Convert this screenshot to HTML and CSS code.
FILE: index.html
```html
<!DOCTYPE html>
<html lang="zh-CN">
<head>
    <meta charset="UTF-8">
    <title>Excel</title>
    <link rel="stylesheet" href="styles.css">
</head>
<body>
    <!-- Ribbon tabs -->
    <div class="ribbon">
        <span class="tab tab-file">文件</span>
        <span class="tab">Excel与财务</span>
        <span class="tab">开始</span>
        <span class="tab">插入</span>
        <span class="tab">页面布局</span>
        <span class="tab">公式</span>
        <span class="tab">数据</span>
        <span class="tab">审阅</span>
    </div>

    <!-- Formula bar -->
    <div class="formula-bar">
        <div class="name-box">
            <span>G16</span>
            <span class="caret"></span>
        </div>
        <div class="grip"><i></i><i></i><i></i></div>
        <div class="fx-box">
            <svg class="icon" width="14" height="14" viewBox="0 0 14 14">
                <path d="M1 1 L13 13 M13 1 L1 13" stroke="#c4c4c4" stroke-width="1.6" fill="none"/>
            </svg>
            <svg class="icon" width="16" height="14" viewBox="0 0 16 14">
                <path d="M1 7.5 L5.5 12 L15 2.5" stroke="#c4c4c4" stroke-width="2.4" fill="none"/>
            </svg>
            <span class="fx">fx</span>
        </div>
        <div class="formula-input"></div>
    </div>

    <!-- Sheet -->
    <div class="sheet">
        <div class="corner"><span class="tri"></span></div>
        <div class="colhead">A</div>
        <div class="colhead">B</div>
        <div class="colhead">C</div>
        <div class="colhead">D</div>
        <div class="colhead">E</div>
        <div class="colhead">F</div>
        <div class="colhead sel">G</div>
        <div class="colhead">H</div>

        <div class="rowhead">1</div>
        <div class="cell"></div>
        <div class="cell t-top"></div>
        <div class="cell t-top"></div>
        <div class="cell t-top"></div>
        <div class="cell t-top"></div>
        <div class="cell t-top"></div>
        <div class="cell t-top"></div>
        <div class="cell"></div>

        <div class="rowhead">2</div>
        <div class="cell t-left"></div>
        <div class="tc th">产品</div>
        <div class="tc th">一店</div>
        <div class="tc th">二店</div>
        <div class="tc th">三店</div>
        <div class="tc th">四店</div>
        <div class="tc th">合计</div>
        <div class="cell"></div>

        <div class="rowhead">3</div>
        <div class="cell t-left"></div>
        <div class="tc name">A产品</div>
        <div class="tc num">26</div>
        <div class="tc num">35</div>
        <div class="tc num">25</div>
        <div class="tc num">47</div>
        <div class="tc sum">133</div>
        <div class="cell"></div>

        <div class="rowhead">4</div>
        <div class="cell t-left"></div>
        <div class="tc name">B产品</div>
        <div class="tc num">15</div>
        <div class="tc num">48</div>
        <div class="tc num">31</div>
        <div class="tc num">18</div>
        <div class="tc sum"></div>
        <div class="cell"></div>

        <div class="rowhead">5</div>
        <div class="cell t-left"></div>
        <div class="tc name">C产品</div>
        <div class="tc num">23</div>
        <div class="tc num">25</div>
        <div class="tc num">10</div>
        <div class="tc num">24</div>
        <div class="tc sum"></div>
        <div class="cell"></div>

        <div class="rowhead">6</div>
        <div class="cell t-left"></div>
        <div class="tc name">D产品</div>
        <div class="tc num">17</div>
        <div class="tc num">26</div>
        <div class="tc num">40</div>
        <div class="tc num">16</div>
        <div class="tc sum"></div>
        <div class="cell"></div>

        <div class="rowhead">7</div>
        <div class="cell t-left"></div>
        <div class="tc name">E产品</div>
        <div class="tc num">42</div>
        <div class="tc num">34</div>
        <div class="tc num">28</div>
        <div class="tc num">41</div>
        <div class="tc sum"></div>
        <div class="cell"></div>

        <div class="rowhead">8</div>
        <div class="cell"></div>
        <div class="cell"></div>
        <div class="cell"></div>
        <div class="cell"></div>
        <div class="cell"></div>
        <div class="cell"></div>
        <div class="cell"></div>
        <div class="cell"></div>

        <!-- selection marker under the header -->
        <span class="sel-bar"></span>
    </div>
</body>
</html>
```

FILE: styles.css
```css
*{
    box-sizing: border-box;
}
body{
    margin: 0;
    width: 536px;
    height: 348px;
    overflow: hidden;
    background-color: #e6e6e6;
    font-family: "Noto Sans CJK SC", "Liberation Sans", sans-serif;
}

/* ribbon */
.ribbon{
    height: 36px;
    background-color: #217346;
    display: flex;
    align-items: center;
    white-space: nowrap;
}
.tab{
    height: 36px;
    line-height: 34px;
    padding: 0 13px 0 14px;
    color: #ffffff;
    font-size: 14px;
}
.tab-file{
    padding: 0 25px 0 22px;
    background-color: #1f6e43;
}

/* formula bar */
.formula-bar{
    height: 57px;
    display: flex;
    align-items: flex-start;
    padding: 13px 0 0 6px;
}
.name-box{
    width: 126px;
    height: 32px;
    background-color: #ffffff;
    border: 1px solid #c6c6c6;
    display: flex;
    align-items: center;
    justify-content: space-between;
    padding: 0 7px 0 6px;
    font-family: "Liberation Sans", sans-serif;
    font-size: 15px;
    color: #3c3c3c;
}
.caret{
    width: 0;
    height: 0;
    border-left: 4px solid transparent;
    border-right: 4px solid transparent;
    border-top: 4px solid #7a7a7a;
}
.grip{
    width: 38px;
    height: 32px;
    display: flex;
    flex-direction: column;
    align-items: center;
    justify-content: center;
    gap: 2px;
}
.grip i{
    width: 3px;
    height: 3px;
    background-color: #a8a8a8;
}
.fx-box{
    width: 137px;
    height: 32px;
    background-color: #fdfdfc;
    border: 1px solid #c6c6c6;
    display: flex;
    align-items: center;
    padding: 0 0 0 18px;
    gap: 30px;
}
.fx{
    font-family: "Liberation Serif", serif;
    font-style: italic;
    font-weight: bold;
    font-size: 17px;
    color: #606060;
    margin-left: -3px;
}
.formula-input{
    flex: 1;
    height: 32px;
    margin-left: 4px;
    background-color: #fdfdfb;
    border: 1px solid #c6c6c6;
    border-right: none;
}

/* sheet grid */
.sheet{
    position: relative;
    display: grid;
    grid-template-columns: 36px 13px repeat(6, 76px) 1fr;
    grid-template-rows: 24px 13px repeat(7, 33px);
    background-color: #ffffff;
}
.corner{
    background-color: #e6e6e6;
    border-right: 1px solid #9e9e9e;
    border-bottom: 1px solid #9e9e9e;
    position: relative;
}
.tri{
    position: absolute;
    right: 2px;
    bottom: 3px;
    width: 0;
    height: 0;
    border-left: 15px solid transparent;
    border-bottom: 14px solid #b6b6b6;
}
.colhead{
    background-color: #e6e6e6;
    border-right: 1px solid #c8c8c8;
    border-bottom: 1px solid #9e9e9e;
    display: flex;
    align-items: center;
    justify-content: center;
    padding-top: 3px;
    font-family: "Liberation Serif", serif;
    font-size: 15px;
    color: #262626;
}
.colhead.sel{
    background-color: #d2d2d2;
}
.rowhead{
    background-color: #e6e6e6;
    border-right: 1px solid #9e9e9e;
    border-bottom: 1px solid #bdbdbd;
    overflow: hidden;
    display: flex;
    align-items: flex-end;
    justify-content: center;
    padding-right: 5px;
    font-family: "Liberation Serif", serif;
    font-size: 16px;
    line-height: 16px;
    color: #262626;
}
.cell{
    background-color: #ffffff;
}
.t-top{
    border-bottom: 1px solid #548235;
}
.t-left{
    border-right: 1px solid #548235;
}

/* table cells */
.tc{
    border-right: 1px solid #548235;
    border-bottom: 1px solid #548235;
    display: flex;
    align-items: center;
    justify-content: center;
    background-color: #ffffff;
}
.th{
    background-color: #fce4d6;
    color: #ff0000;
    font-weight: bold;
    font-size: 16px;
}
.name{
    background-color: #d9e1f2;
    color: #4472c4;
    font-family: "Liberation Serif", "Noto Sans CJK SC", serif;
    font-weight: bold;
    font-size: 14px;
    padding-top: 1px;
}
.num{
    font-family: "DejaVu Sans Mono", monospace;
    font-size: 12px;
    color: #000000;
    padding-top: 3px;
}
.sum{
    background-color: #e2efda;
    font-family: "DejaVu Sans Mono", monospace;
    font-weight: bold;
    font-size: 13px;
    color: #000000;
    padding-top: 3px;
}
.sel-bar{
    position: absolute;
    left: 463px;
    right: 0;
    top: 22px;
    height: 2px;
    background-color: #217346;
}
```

* * *

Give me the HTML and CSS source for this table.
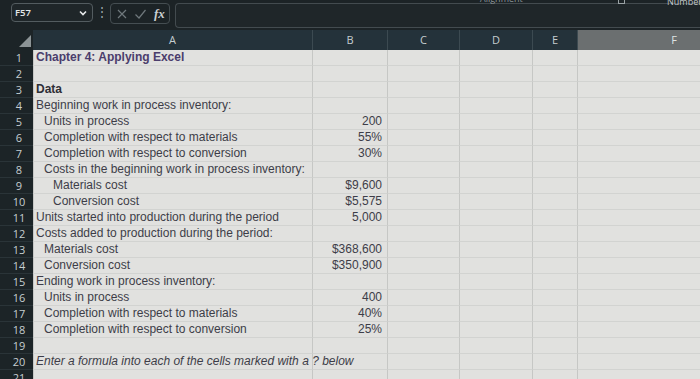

==

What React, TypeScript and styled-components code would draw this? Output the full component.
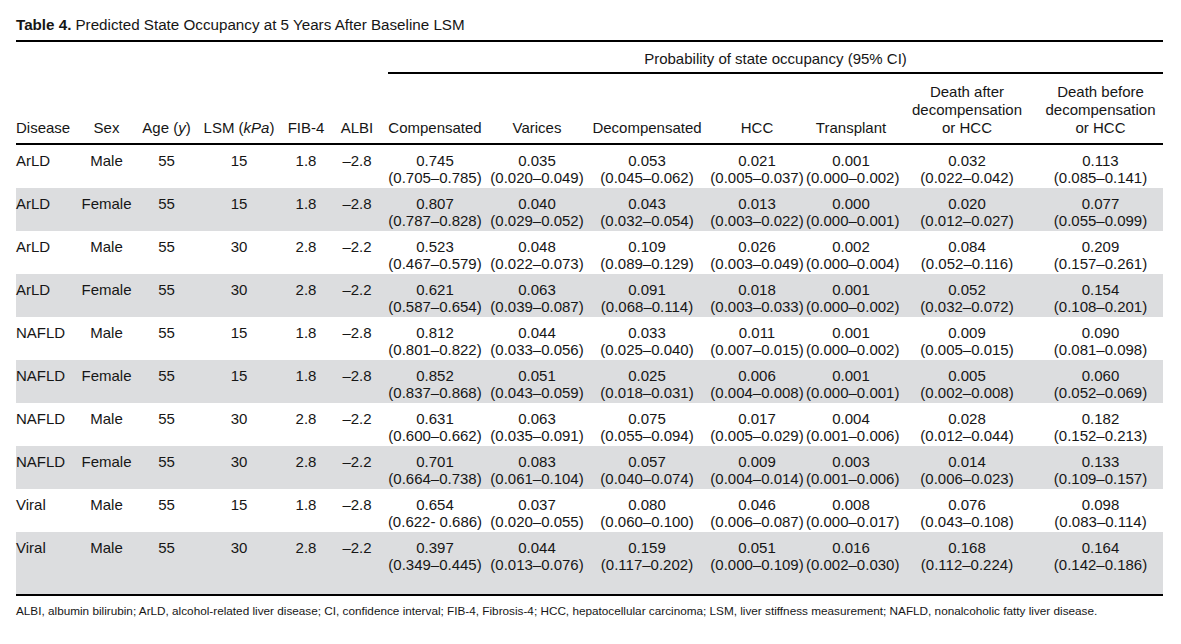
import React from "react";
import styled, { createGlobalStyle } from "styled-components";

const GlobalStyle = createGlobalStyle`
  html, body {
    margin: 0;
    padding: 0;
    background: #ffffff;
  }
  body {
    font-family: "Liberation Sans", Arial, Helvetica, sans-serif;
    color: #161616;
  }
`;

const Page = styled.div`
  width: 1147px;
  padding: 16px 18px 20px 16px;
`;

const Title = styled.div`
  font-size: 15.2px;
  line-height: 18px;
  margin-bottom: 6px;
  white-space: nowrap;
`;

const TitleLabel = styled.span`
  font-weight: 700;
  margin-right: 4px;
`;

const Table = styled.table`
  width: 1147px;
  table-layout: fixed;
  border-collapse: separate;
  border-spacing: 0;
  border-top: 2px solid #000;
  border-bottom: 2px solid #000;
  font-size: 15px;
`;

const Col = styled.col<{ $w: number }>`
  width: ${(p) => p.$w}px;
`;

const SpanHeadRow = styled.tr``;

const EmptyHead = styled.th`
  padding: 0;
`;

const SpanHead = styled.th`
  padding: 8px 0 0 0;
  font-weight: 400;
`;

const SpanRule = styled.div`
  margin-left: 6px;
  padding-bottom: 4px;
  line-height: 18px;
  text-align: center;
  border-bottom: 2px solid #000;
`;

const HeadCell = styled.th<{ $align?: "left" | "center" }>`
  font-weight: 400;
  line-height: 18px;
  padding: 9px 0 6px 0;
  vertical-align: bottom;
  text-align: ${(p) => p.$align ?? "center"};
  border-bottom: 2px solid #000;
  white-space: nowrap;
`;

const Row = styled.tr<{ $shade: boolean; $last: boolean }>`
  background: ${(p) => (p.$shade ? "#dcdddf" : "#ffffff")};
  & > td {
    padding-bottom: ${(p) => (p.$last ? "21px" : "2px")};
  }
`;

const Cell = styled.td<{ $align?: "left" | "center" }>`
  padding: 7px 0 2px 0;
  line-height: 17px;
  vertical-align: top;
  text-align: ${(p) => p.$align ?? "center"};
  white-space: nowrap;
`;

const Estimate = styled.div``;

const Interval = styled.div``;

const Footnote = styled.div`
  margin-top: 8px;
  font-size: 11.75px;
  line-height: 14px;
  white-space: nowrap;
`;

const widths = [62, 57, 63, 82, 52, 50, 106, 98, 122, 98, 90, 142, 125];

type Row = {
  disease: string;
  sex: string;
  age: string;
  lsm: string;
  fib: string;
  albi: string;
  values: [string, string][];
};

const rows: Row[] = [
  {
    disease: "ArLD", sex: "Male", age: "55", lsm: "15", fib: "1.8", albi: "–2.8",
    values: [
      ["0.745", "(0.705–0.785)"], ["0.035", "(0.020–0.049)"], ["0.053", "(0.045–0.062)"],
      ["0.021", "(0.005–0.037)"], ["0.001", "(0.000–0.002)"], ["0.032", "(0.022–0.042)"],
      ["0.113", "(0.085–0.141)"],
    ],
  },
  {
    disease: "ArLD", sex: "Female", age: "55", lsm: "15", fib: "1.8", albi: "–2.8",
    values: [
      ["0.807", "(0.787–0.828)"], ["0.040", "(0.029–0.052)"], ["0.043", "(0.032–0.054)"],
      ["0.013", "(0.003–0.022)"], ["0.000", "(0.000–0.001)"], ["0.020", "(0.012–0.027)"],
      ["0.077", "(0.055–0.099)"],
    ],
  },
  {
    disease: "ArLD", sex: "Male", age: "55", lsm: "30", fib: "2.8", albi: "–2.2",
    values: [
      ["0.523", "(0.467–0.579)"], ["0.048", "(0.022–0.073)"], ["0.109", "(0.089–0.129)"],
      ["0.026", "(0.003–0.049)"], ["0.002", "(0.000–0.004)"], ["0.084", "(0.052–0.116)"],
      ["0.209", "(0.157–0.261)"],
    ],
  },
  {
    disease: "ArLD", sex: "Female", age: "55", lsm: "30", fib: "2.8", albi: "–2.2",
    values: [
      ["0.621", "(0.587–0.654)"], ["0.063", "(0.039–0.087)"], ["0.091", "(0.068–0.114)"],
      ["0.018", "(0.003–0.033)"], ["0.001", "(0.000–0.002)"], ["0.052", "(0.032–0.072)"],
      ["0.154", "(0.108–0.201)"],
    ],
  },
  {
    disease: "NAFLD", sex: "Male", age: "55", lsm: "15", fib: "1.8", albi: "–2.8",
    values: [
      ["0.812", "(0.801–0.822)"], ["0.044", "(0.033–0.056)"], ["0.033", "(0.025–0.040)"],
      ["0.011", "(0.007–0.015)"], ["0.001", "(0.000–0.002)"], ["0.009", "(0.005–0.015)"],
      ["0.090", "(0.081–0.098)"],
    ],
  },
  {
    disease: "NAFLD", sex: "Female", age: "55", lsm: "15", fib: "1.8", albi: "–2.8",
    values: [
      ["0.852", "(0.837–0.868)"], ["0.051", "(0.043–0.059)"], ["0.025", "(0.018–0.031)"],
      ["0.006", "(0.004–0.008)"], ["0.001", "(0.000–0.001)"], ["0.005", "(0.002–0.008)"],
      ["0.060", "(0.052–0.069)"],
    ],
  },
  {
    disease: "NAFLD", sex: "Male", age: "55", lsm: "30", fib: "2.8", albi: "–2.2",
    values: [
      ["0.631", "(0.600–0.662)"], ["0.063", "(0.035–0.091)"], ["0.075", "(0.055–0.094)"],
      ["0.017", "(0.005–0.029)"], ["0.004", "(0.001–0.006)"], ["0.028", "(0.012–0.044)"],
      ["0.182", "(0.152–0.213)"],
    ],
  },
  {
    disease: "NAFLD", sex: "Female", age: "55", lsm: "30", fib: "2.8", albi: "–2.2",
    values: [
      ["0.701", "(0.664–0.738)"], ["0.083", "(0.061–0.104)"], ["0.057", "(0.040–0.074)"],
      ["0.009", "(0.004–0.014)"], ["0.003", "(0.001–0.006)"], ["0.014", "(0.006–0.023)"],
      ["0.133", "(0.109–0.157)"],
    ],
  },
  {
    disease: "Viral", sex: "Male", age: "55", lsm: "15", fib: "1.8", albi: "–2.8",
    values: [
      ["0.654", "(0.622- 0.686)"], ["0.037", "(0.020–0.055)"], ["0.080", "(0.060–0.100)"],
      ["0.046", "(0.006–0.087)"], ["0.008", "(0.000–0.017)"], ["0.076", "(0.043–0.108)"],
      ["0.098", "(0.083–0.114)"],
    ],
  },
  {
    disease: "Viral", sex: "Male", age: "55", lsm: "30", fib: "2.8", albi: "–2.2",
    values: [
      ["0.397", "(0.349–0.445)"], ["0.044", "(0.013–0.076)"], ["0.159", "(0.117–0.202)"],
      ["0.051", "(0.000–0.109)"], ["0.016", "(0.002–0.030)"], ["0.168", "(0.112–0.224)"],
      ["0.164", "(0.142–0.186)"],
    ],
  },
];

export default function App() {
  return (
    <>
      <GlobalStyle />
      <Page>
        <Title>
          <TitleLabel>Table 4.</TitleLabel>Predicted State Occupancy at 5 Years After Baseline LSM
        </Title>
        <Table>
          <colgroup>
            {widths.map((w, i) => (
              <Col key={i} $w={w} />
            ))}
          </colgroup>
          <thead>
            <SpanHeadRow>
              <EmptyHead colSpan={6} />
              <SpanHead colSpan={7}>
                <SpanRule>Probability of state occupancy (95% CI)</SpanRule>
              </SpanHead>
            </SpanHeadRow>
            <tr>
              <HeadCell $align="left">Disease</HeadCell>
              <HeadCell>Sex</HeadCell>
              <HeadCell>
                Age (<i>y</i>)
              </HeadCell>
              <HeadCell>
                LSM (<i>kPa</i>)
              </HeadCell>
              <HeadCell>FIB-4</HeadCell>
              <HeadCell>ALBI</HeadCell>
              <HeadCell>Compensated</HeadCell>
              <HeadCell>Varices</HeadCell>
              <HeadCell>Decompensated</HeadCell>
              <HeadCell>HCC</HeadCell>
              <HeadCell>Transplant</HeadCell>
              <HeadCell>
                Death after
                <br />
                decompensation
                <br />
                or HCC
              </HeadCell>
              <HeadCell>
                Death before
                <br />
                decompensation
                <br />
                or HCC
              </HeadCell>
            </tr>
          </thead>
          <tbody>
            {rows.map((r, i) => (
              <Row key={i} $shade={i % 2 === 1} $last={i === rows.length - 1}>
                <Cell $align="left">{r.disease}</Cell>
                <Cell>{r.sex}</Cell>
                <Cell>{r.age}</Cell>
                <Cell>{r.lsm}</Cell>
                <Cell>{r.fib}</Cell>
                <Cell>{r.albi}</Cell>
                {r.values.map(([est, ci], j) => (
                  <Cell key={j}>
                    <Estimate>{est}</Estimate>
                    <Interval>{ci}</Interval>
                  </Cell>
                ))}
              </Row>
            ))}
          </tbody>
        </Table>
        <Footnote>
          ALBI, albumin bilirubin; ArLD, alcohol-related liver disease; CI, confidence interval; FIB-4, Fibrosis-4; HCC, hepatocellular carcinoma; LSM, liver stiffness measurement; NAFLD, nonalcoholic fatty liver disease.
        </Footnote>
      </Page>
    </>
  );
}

> [Exercise description] Going through the records above, state how many lines carry "React", with no other text.

> [Response] 2